Well there’s an eye-catching headline: How Pope Francis awakened the faith of a CNN anchor. The anchor in question is Carol Costello, who currently hosts CNN Newsroom every weekday morning. The opening line is a grabber, too: “I remember the day I stopped praying.”
The day in question came when Costello — born and raised Catholic but, at 27, lapsed — experienced what most folks would agree was a minor slight, a bit of an interpersonal fumble on the part of a parish secretary who clearly was off her game that day. But it came in the context of Costello’s intense grief from the death of her young brother by cancer, and what goes on in the heart and psyche during times like that does not always follow rules of reason and logic. (It reminded me of a wise maxim I occasional mention to my kids and remind myself: “Always be kind — you never know what someone else is going through at a particular moment.”)
A quick Wikipedia check tells me Costello is 53 years old today. So she quit praying over a quarter century ago, and had stopped going to church before that. And now, apparently, she’s doing both again, thanks to Pope Francis.
There’s lots to say and explore about this, of course. But one thing that caught my eye and that I think is well worth mentioning is this: Costello’s account of her return to faith, prayer, and liturgy makes clear that she is not in the least under the impression that Francis has or is trying to change a single doctrine or approve a single act that previously has been considered a sin. She writes: “There is something about Francis that’s reawakened my faith. And it’s not because he opened the floodgates to allow sin in the eyes of the church. He still argues against things I passionately support, but I find myself — like many other lapsed Catholics — enthralled.”

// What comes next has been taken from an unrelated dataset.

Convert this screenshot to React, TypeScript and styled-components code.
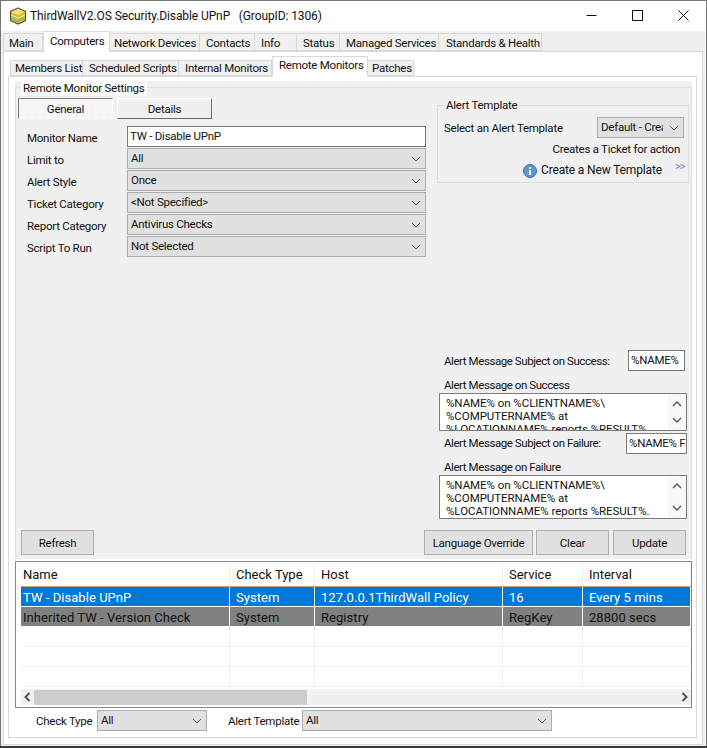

We all — particularly “conservative” Catholics who have been most critical of Francis — should take note. The stirring in Costello’s soul has happened despite this. Francis’s humility and Francis’s tone did the work of evangelization, and it broke through her intellectual differences with him.
This reflects comments I have heard over and over again (often by media commentators): “Francis isn’t changing any doctrine, and yet…” “Francis is a conservative in many ways, and yet…” They belie the empty criticism that Francis is confusing the faithful or approving sin.
On this Divine Mercy Sunday, perhaps those who have been making such false accusations should do a little repenting.